Bullying: The Worst Part is They Should’ve Known

· August 25, 2018

Netflix recently released a series that raised huge controversy. I’m talking about “13 Reasons Why“. This series is based on a book written by Jay Asher that deals with bullying. However, we all know that literature seldom raises passions the way audiovisual content does, so this series has made people get interested in the original story. This story takes place in the United States. It mainly unfolds in a high school. It starts with a teenager finding a shoe box with 7 recorded tapes inside. What this story tells goes great with the title of this article: they should’ve known.

“You don’t know what goes on in anyone’s life but your own.”

-Hannah Baker – 13 Reasons Why

Each one of those tapes has recordings explaining the reasons why a high school student committed suicide, 13 reasons in total. This story spares nothing when it comes to portraying how someone might seem totally okay when they really aren’t, keeping all of their suffering bottled up inside, hidden from people who could help.

Black and white portrait of a girl crying.

Becoming self-aware

Finding tragic stories everywhere isn’t uncommon anymore. A teenager committed suicide because they weren’t able to deal with their suffering. This is the last thing one expects, a teenager giving up on life being so young, when they could’ve done whatever they wanted and lived as many experiences as they wished.


Not only those who make people suffer hide their actions, the people who suffer do it too. They don’t want to make people worried, they don’t want to seem weak, so they choose to suffer in silence. They’re scared about people finding out because they don’t want to make the situation worse. And that’s the thing about bullying. For some reason, it makes you scared to speak up.

“Bullies are always to be found where there are cowards.”

-Mahatma Ghandi-

In many other cases, when they dare to talk to adults and tell them what’s going on, they get answers trying to “normalize” what’s happening to them. Adults might say “There are other things worse than bullying”, “I’m sure you’ve done that too”, or even “Don’t you know how to defend yourself?” Some parents might just choose to change them to a different school. They think that, if they leave the bullies behind, their problems are going to be over. What they don’t see is that they’re simply ignoring their children’s experiences when looking for an easy way out. This might just be the beginning of they should’ve known.

Sometimes, it’s not the direct effect that bullying, abuse, or aggression have but the scars they leave behind. Victims feel like the world is uncontrollable, that there are threats they can do nothing about. They often put themselves down when comparing themselves to other people their age. Feeling like they’re a joke and that no one takes them seriously is common for them as well. The parents’ role in a teenager’s life is essential so they don’t feel alone. 

Sad boy sitting on a swing.

Bullies justify their actions claiming they didn’t know, but the thing is they should have

The parents of kids who harm others don’t really know what goes on either. These parents wouldn’t believe that their child, who they love so much, could hurt anyone. They still see them as the innocent child they once were. However, they ignore something greatly important: some kids could even be worse than some adults.
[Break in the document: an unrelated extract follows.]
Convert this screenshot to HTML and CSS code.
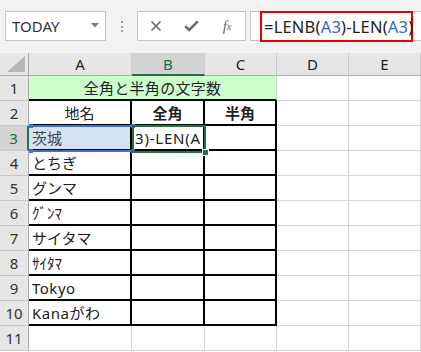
FILE: index.html
```html
<!DOCTYPE html>
<html lang="ja">
<head>
    <meta charset="UTF-8">
    <title>全角と半角の文字数</title>
    <link rel="stylesheet" href="styles.css">
</head>
<body>
    <div class="toolbar">
        <div class="namebox">
            <span class="name">TODAY</span>
            <svg class="dd" width="8" height="5" viewBox="0 0 8 5"><path d="M0 0H8L4 4.5Z" fill="#7d7d7d"/></svg>
        </div>
        <div class="grip"><i></i><i></i><i></i></div>
        <div class="fbtns">
            <span class="fbtn">
                <svg width="12" height="12" viewBox="0 0 12 12"><path d="M1.5 1.5L10.5 10.5M10.5 1.5L1.5 10.5" stroke="#6b6b6b" stroke-width="1.6" fill="none"/></svg>
            </span>
            <span class="fbtn">
                <svg width="15" height="12" viewBox="0 0 15 12"><path d="M1.2 6.2L5.2 10L13.8 1.4" stroke="#6b6b6b" stroke-width="2.6" fill="none"/></svg>
            </span>
            <span class="fbtn fx">f<sub>x</sub></span>
        </div>
        <div class="formula">
            <div class="edit">=LENB(<span class="ref">A3</span>)-LEN(<span class="ref">A3</span>)<i class="caret"></i></div>
        </div>
    </div>

    <div class="sheet">
        <div class="grid">
            <div class="corner"><svg width="18" height="16" viewBox="0 0 18 16"><path d="M18 0V16H0Z" fill="#b8b8b8"/></svg></div>
            <div class="colhead">A</div>
            <div class="colhead on">B</div>
            <div class="colhead">C</div>
            <div class="colhead">D</div>
            <div class="colhead">E</div>

            <div class="rowhead">1</div>
            <div class="cell title">全角と半角の文字数</div>
            <div class="cell"></div>
            <div class="cell"></div>

            <div class="rowhead">2</div>
            <div class="cell box center">地名</div>
            <div class="cell box center bold">全角</div>
            <div class="cell box center bold">半角</div>
            <div class="cell"></div>
            <div class="cell"></div>

            <div class="rowhead on">3</div>
            <div class="cell box picked">茨城</div>
            <div class="cell box"><span class="editing">3)-LEN(A</span></div>
            <div class="cell box"></div>
            <div class="cell"></div>
            <div class="cell"></div>

            <div class="rowhead">4</div>
            <div class="cell box">とちぎ</div>
            <div class="cell box"></div>
            <div class="cell box"></div>
            <div class="cell"></div>
            <div class="cell"></div>

            <div class="rowhead">5</div>
            <div class="cell box">グンマ</div>
            <div class="cell box"></div>
            <div class="cell box"></div>
            <div class="cell"></div>
            <div class="cell"></div>

            <div class="rowhead">6</div>
            <div class="cell box">ｸﾞﾝﾏ</div>
            <div class="cell box"></div>
            <div class="cell box"></div>
            <div class="cell"></div>
            <div class="cell"></div>

            <div class="rowhead">7</div>
            <div class="cell box">サイタマ</div>
            <div class="cell box"></div>
            <div class="cell box"></div>
            <div class="cell"></div>
            <div class="cell"></div>

            <div class="rowhead">8</div>
            <div class="cell box">ｻｲﾀﾏ</div>
            <div class="cell box"></div>
            <div class="cell box"></div>
            <div class="cell"></div>
            <div class="cell"></div>

            <div class="rowhead">9</div>
            <div class="cell box latin">Tokyo</div>
            <div class="cell box"></div>
            <div class="cell box"></div>
            <div class="cell"></div>
            <div class="cell"></div>

            <div class="rowhead">10</div>
            <div class="cell box latin">Kanaがわ</div>
            <div class="cell box"></div>
            <div class="cell box"></div>
            <div class="cell"></div>
            <div class="cell"></div>

            <div class="rowhead">11</div>
            <div class="cell"></div>
            <div class="cell"></div>
            <div class="cell"></div>
            <div class="cell"></div>
            <div class="cell"></div>
        </div>

        <div class="refbox">
            <i class="h tl"></i><i class="h tr"></i><i class="h bl"></i><i class="h br"></i>
        </div>
        <div class="active"><i class="fill"></i></div>
    </div>
</body>
</html>
```

FILE: styles.css
```css
body {
    margin: 0;
    width: 421px;
    height: 352px;
    overflow: hidden;
    background-color: #ffffff;
    font-family: "Noto Sans", "Noto Sans CJK JP", sans-serif;
    color: #222;
}
.toolbar {
    display: flex;
    align-items: flex-start;
    height: 53px;
    box-sizing: border-box;
    padding: 11px 0 0 5px;
    background-color: #f2f2f2;
}
.namebox {
    display: flex;
    align-items: center;
    justify-content: space-between;
    width: 101px;
    height: 30px;
    box-sizing: border-box;
    padding: 0 6px 0 6px;
    background-color: #fff;
    border: 1px solid #c6c6c6;
}
.name {
    font-size: 15px;
    color: #333;
}
.dd {
    margin-top: -2px;
}
.grip {
    display: flex;
    flex-direction: column;
    gap: 2.5px;
    width: 31px;
    align-items: center;
    padding-top: 10px;
}
.grip i {
    width: 2px;
    height: 2px;
    background-color: #a2a2a2;
}
.fbtns {
    display: flex;
    width: 109px;
    height: 30px;
    box-sizing: border-box;
    background-color: #fff;
    border: 1px solid #c6c6c6;
}
.fbtn {
    flex: 1;
    display: flex;
    align-items: center;
    justify-content: center;
}
.fx {
    font-family: "Liberation Serif", serif;
    font-style: italic;
    font-size: 15px;
    color: #6b6b6b;
}
.fx sub {
    font-size: 11px;
    vertical-align: -1px;
}
.formula {
    flex: 1;
    height: 30px;
    margin-left: 4px;
    box-sizing: border-box;
    padding-left: 9px;
    background-color: #fff;
    border: 1px solid #c6c6c6;
    border-right: none;
}
.edit {
    display: flex;
    align-items: center;
    width: 153px;
    height: 31px;
    margin-top: -1px;
    box-sizing: border-box;
    padding-left: 2px;
    border: 2px solid #e60000;
    font-size: 16.5px;
    letter-spacing: 0.2px;
    color: #222;
    white-space: pre;
}
.ref {
    color: #2f6cc4;
}
.caret {
    width: 1px;
    height: 22px;
    margin-left: 1px;
    background-color: #000;
}

.sheet {
    position: relative;
}
.grid {
    display: grid;
    grid-template-columns: 29px 103px 73px 72px 72px 72px;
    grid-template-rows: 23px repeat(11, 25px);
    font-size: 15px;
}
.grid > div {
    box-sizing: border-box;
    display: flex;
    align-items: center;
    white-space: nowrap;
    overflow: hidden;
}
.corner {
    background-color: #e6e6e6;
    border-right: 1px solid #ababab;
    border-bottom: 1px solid #ababab;
    align-items: flex-end !important;
    justify-content: flex-end;
    padding: 0 3px 3px 0;
}
.colhead {
    justify-content: center;
    background-color: #e6e6e6;
    border-right: 1px solid #c8c8c8;
    border-bottom: 1px solid #ababab;
    color: #222;
}
.colhead.on {
    background-color: #d3d3d3;
    border-bottom: 2px solid #217346;
    color: #1d6b40;
}
.rowhead {
    justify-content: center;
    background-color: #e6e6e6;
    border-right: 1px solid #ababab;
    border-bottom: 1px solid #c8c8c8;
    color: #333;
}
.rowhead.on {
    background-color: #d3d3d3;
    border-right: 2px solid #217346;
    color: #1d6b40;
}
.cell {
    padding: 0 3px;
    border-right: 1px solid #d4d4d4;
    border-bottom: 1px solid #d4d4d4;
}
.title {
    grid-column: span 3;
    justify-content: center;
    background-color: #ccffcc;
    border-bottom: 2px solid #000;
    letter-spacing: 0.3px;
}
.box {
    border-right: 2px solid #000;
    border-bottom: 2px solid #000;
}
.center {
    justify-content: center;
}
.bold {
    font-weight: bold;
}
.latin {
    letter-spacing: 0.5px;
}
.picked {
    background-color: #d5e2f5;
    color: #444;
}
.editing {
    letter-spacing: 0.8px;
}

.refbox {
    position: absolute;
    left: 30px;
    top: 72px;
    width: 102px;
    height: 27px;
    box-sizing: border-box;
    border-top: 2px solid #3b73c6;
    border-bottom: 2px solid #3b73c6;
}
.h {
    position: absolute;
    width: 4px;
    height: 4px;
    background-color: #3b73c6;
}
.tl { left: -1px; top: -3px; }
.tr { right: -3px; top: -3px; }
.bl { left: -1px; bottom: -3px; }
.br { right: -3px; bottom: -3px; }
.active {
    position: absolute;
    left: 132px;
    top: 72px;
    width: 74px;
    height: 28px;
    box-sizing: border-box;
    border: 2px solid #217346;
}
.fill {
    position: absolute;
    right: -5px;
    bottom: -5px;
    width: 5px;
    height: 5px;
    background-color: #217346;
    border: 1px solid #fff;
}
```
Maybe they sense it, perhaps they’ve noticed their behavior or they’ve heard one of their classmates talk about them. Some parents might even know the things their kid has done but they do nothing about it. They think their child might not be a role model, but that doesn’t mean they’re bad. What they do is justify their actions by saying they’re just having fun, that other kids just like to criticize and that they also did those things when they were young.

People who think like that rarely ever ask their old victims how they handled the abuse and humiliation. Those who don’t hurt others but instead laugh at the victims don’t notice that they hurt them too. It’s as if what happens when you’re a child, stays in childhood. What abusers don’t realize is that their actions leave their victims feeling scarred for life. Some of them might get chills when remembering those horrible moments. The effects linger until adulthood. Victims still wait for apologies, for their bullies to explain why they did what they did.

Now, when the parents of bullies used to bully as well, there’s a higher chance for behavior to be controlled. We learn lessons growing up, we start realizing our mistakes, and we don’t want our kids to do the same. When a parent realizes their kid might have started bullying other people, they’ll see themselves reflected in them, making them feel like they failed as a parent. However, this is what will make them take action and take desperate actions, if necessary.

Abusers don’t see how bullying can affect someone so much to the point they’d want to take their own life. Sadly, this is more common than we think and, when it does happen, aggressors just say “Well, I didn’t know that could happen”, as if that could take away part of their responsibility. The truth is, it’s still their responsibility, and saying they didn’t know doesn’t change a thing, because, at the end of the day, they should have known.

“I was bullied quite a lot when I was growing up in my Peking Opera School. I allowed myself to be bullied because I was scared and didn’t know how to defend myself. I was bullied until I prevented a new student from being bullied. By standing up for him, I learned to stand up for myself.”